37.285 + -5.344*7000

## [1] -37370.71

d.) Do you think the predictions in parts b and c are reliable ones? Explain why or why not.

Predictions in part B and C aren’t reliable because they are negatives.

Question 4 – Explained Variation

What percent of the variation in a car’s mpg is explained by the car’s weight?

summary(lm1)$r.squared

## [1] 0.7528328

75.3% of a car’s MPG can be explained by the car’s weight.

Part 2 – NSCC Student dataset

Use the following chunk of code to load the NSCC student dataset into your environment. Familiarize yourself with the dataset before proceeding with the next few questions related to it.

# Store nscc_student_data into environment
nscc_student_data <- read.csv("C:/Users/samura641/Desktop/Honor Statistics/nscc_student_data.csv")

Question 5 – Create Scatterplots

I’m curious if a person’s height is better predicted by their shoe length or by their pulse rate.

Create two scatterplots, both with height as the response variable. One with shoe length as the explanatory variable and the other with pulse rate as the explanatory variable.

# Create scatterplots with height as a response and shoelength as explanatory

plot(nscc_student_data$ShoeLength, nscc_student_data$Height, main = "Shoe Length and Height", xlab = "Shoe Length", ylab = "Height")

# Create scatterplots with height as a response  and PulseRate as explanatory
plot(nscc_student_data$PulseRate, nscc_student_data$Height, main = "Pulse Rate and Height", xlab = "Pulse Rate", ylab = "Height")

b) Discuss the two scatterplots individually. Does there appear to be a linear relationship between the variables? Is the relationship weak/moderate/strong? Based on the scatterplots, does either explanatory variable appear to be a better predictor of height? Explain your reasoning. Answers may vary here.

Based on scatterplot of the Height and shoelength, it looks like there is a moderate positeve linear between the two(2) variable and relatively weak as correlation 0.2695881 is closer to 0.

Based on scatterplot of the Height and pulseRate, it looks like there is a weak undefind linear.between the two(2) variable and relatively weak as correlation 0.2028639 is closer to 0.

Question 6 – Calculate correlation coefficients

Calculate the correlation coefficients for each pair of variables in #5. Use the argument use = "pairwise.complete.obs" in your call to the cor() function to deal with the missing values.

# correlation coefficients 
cor(nscc_student_data$ShoeLength, nscc_student_data$Height, use = "pairwise.complete.obs")

## [1] 0.2695881

cor(nscc_student_data$PulseRate, nscc_student_data$Height, use = "pairwise.complete.obs")

## [1] 0.2028639

Strictly based on the correlation coefficients, which explanatory variable is the better predictor of height?
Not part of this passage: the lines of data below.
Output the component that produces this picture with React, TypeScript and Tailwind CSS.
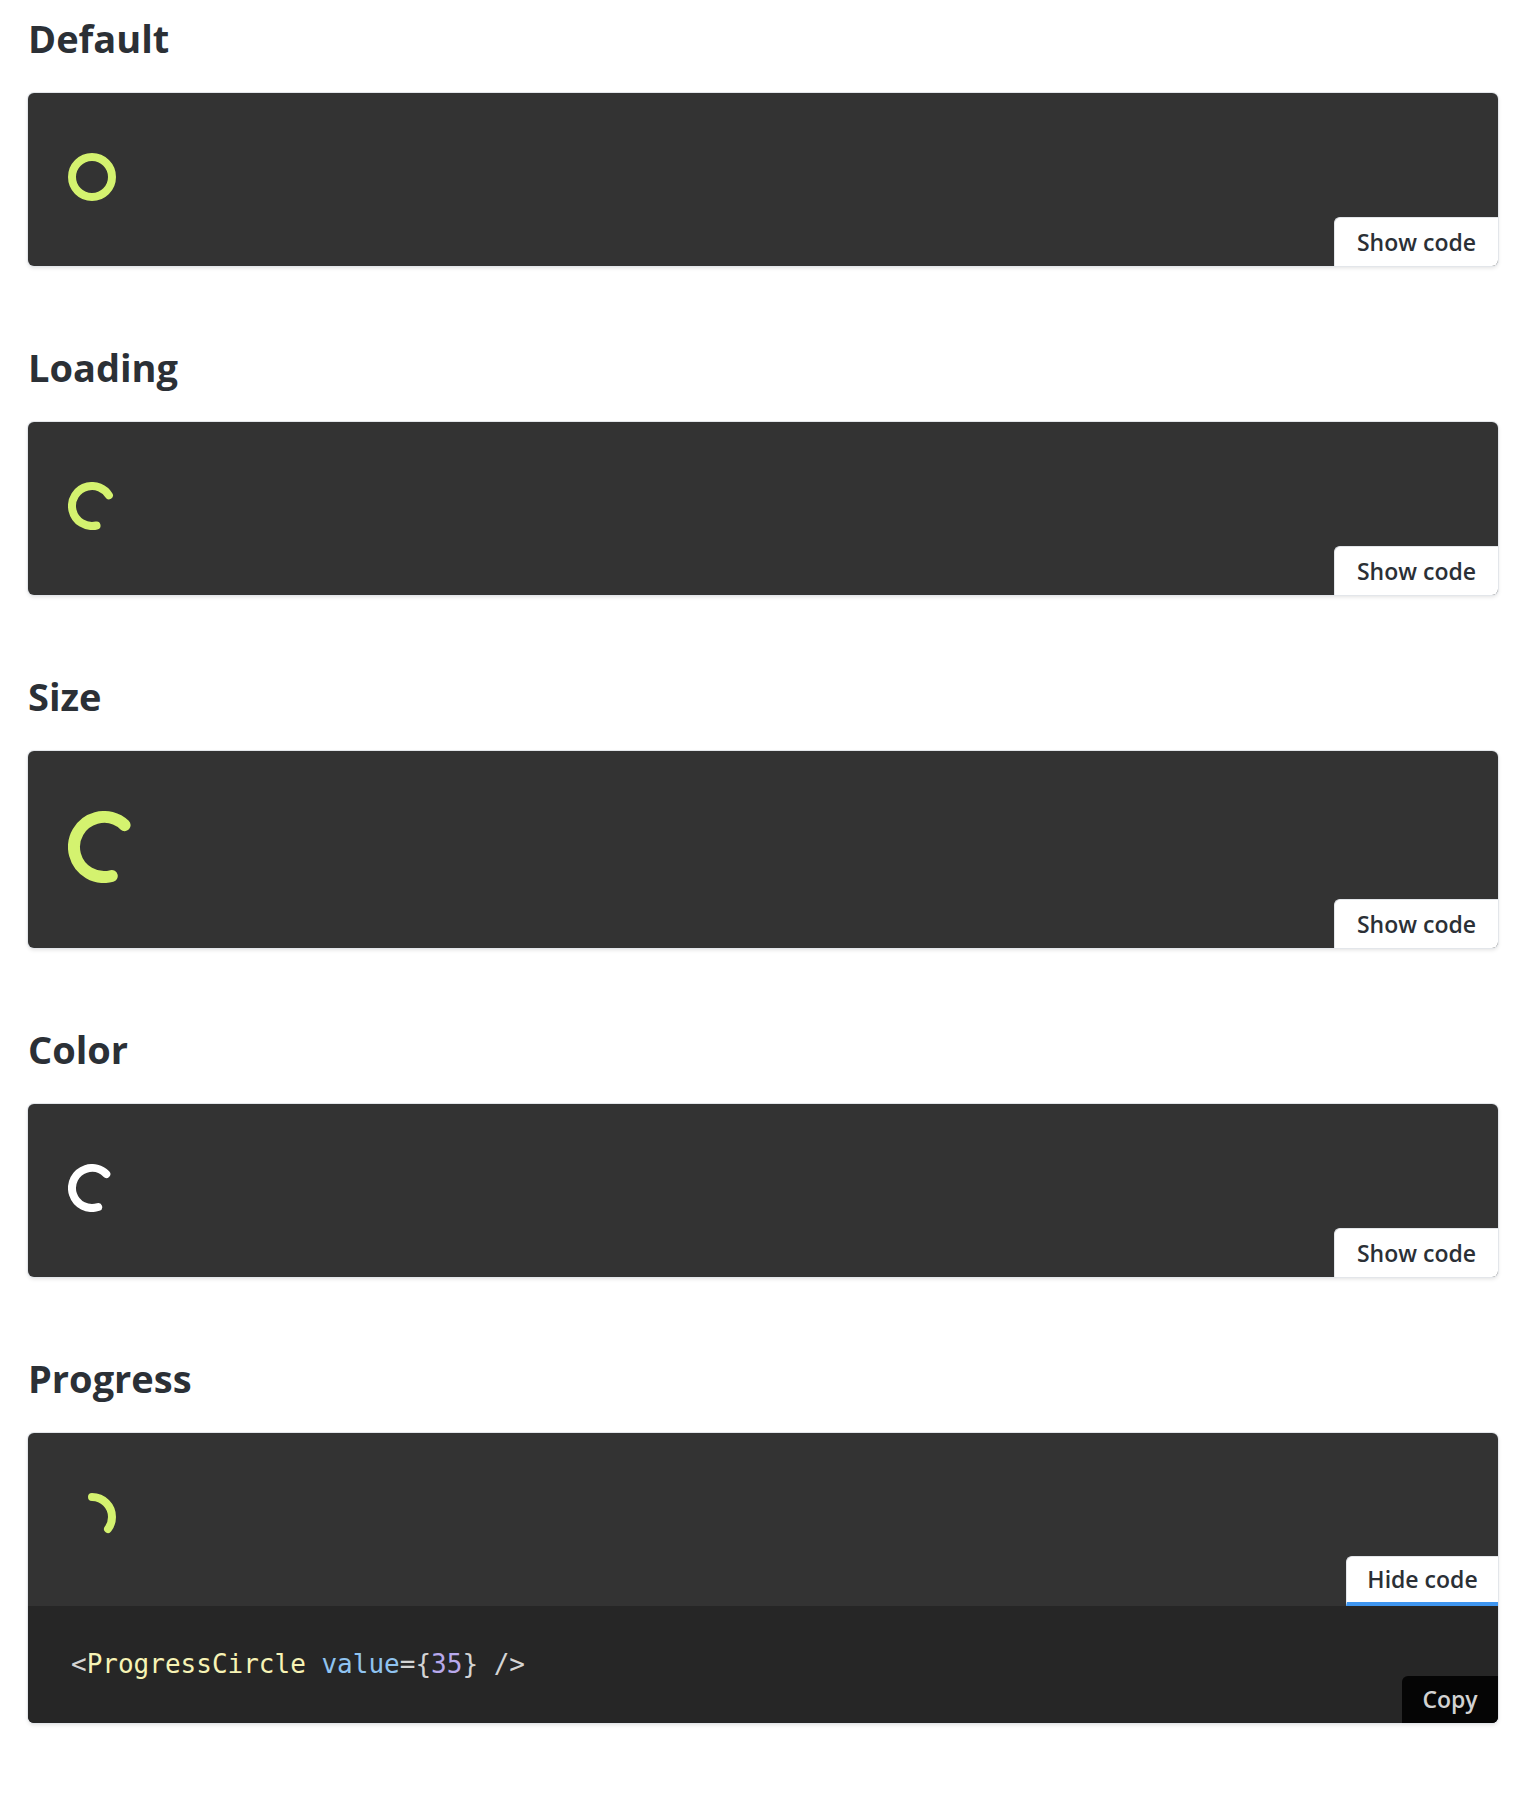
import React from "react";

const LIME = "#d4f26f";

type SpinnerProps = {
  size?: number;
  color?: string;
  dash?: number;
  rotate?: number;
};

function Spinner({ size = 48, color = LIME, dash, rotate = 0 }: SpinnerProps) {
  const circumference = 2 * Math.PI * 20;
  return (
    <svg width={size} height={size} viewBox="0 0 48 48">
      <circle
        cx="24"
        cy="24"
        r="20"
        fill="none"
        stroke={color}
        strokeWidth="8"
        strokeLinecap="round"
        strokeDasharray={dash ? `${dash} ${circumference}` : undefined}
        transform={`rotate(${rotate} 24 24)`}
      />
    </svg>
  );
}

function Section({
  title,
  children,
  open,
  first,
}: {
  title: string;
  children: React.ReactNode;
  open?: boolean;
  first?: boolean;
}) {
  return (
    <section className={first ? "pt-[14px]" : "pt-[77px]"}>
      <h2 className="text-[38px] leading-[48px] font-bold text-[#2b3036] mb-[31px] font-['Open_Sans',sans-serif]">
        {title}
      </h2>
      <div className="rounded-md bg-[#333333] shadow-[0_0_0_1px_#e3e6ea,0_2px_4px_rgba(0,0,0,0.12)] overflow-hidden">
        <div className="relative flex items-center pl-10 pt-[60px] pb-[65px]">
          {children}
          {open ? (
            <button className="absolute bottom-0 right-0 w-[152px] h-[50px] bg-white rounded-tl-md border-l border-t border-[#e3e6ea] border-b-4 border-b-[#3f96f0] text-[23px] font-semibold text-[#2b3036] font-['Open_Sans',sans-serif]">
              Hide code
            </button>
          ) : (
            <button className="absolute bottom-0 right-0 w-[164px] h-[49px] bg-white rounded-tl-md border-l border-t border-[#e3e6ea] text-[23px] font-semibold text-[#2b3036] font-['Open_Sans',sans-serif]">
              Show code
            </button>
          )}
        </div>
        {open && (
          <div className="relative bg-[#262626] h-[117px] flex items-center pl-[43px]">
            <pre className="font-['DejaVu_Sans_Mono',monospace] text-[26px] text-[#d4d4d4]">
              &lt;<span className="text-[#f7f3b5]">ProgressCircle</span>{" "}
              <span className="text-[#8fc3f0]">value</span>={"{"}
              <span className="text-[#b8a9ec]">35</span>
              {"}"} /&gt;
            </pre>
            <button className="absolute bottom-0 right-0 w-[96px] h-[47px] bg-[#050505] rounded-tl-md text-[23px] font-semibold text-[#d2d2d2] font-['Open_Sans',sans-serif]">
              Copy
            </button>
          </div>
        )}
      </div>
    </section>
  );
}

export default function App() {
  const c = 2 * Math.PI * 20;
  return (
    <div className="min-h-screen bg-white pl-[28px] pr-[26px] pb-[80px]">
      <Section title="Default" first>
        <Spinner />
      </Section>
      <Section title="Loading">
        <Spinner dash={(249 / 360) * c} rotate={77} />
      </Section>
      <Section title="Size">
        <Spinner size={72} dash={(238 / 360) * c} rotate={75} />
      </Section>
      <Section title="Color">
        <Spinner color="#ffffff" dash={(242 / 360) * c} rotate={72} />
      </Section>
      <Section title="Progress" open>
        <Spinner dash={0.35 * c} rotate={-90} />
      </Section>
    </div>
  );
}
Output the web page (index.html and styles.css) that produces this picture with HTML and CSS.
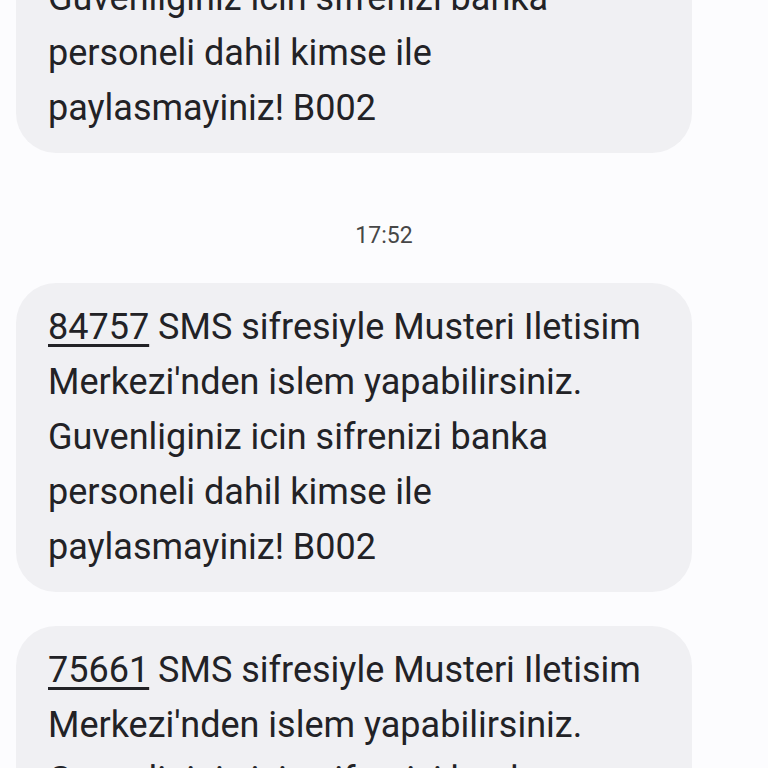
FILE: index.html
```html
<!DOCTYPE html>
<html lang="tr">
<head>
<meta charset="utf-8">
<link rel="stylesheet" href="styles.css">
</head>
<body>
<div class="thread">
  <div class="bubble">
    <p class="msg"><span class="code">31908</span> SMS sifresiyle Musteri Iletisim<br>Merkezi'nden islem yapabilirsiniz.<br>Guvenliginiz icin sifrenizi banka<br>personeli dahil kimse ile<br>paylasmayiniz! B002</p>
  </div>
  <div class="time">17:52</div>
  <div class="bubble">
    <p class="msg"><span class="code">84757</span> SMS sifresiyle Musteri Iletisim<br>Merkezi'nden islem yapabilirsiniz.<br>Guvenliginiz icin sifrenizi banka<br>personeli dahil kimse ile<br>paylasmayiniz! B002</p>
  </div>
  <div class="bubble gap">
    <p class="msg"><span class="code">75661</span> SMS sifresiyle Musteri Iletisim<br>Merkezi'nden islem yapabilirsiniz.<br>Guvenliginiz icin sifrenizi banka<br>personeli dahil kimse ile<br>paylasmayiniz! B002</p>
  </div>
</div>
</body>
</html>
```
FILE: styles.css
```css
html, body {
  margin: 0;
  padding: 0;
  background: #fcfcfe;
  overflow: hidden;
  height: 768px;
}
.thread {
  display: flex;
  flex-direction: column;
  align-items: flex-start;
  margin-top: -156px;
  padding: 0 16px;
}
.bubble {
  width: 676px;
  box-sizing: border-box;
  background: #f0f0f3;
  border-radius: 40px;
  padding: 17px 32px;
}
.bubble.gap {
  margin-top: 34px;
}
.msg {
  margin: 0;
  font-family: Roboto, "Noto Sans", sans-serif;
  font-size: 36px;
  line-height: 55px;
  color: #222226;
  white-space: nowrap;
}
.code {
  text-decoration: underline;
  text-decoration-thickness: 3px;
  text-underline-offset: 5px;
}
.time {
  align-self: stretch;
  text-align: center;
  font-family: Roboto, "Noto Sans", sans-serif;
  font-size: 23px;
  color: #474747;
  height: 130px;
  line-height: 166px;
}
```
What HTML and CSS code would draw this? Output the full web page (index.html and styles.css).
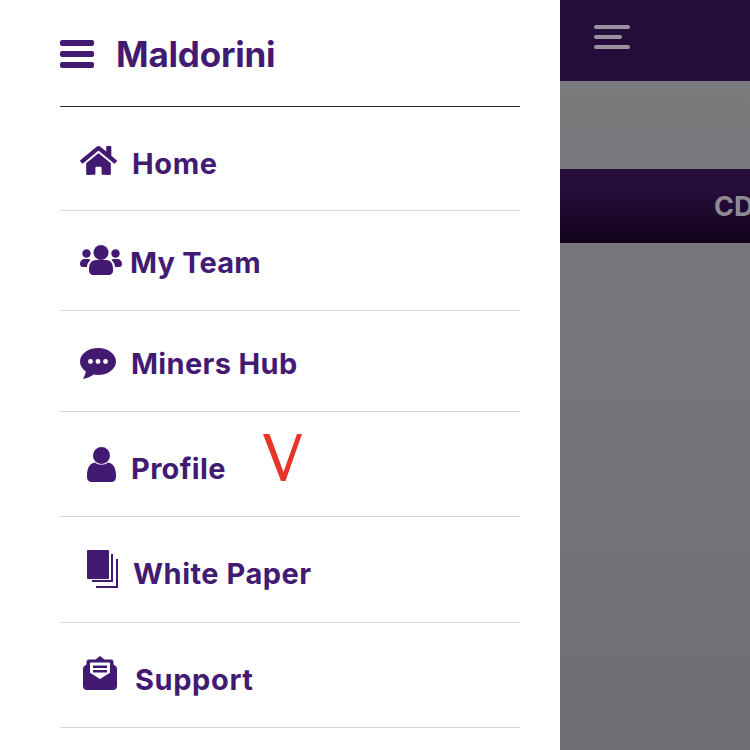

The better predictor of height is the shoelength because it has a larger correlation coefficient.

Question 7 – Creating and using a regression equation

Create a linear model for height as the response variable with shoe length as a predictor variable.

lm2 <-  lm(formula = Height ~ ShoeLength, data = nscc_student_data)

lm(formula = Height ~ ShoeLength, data = nscc_student_data)

## 
## Call:
## lm(formula = Height ~ ShoeLength, data = nscc_student_data)
## 
## Coefficients:
## (Intercept)   ShoeLength  
##      60.365        0.566

Use that model to predict the height of someone who has a 10" shoelength

60.365 + 0.566*10

## [1] 66.025

Do you think that prediction is an accurate one? Explain why or why not.

Yes this seems accurate because the scatterplot I made of height and shoe length shows that someone with a 10 inch shoe length will more-than-likely be at or around 66 inches tall.

Question 8 – Poor Models

a.) You hopefully found that these were both poor models. Which pair of variables would you have expected to have a poor/no relationship before your analysis?

I expected no correlation to exist between pulse rate and height because that is odd.

b.) Perhaps you expected the other pair of variables to have a stronger relationship than it did. Can you come up with any reasoning for why the relationship did not turn out to be very strong?

I expected to see a strong correlation between height and shoe length. Perhaps there wasn’t a strong correlation because college students are (on average, I’m assuming) still growing. Because height and foot sizes increase at different rates while people grow, this is just my guess.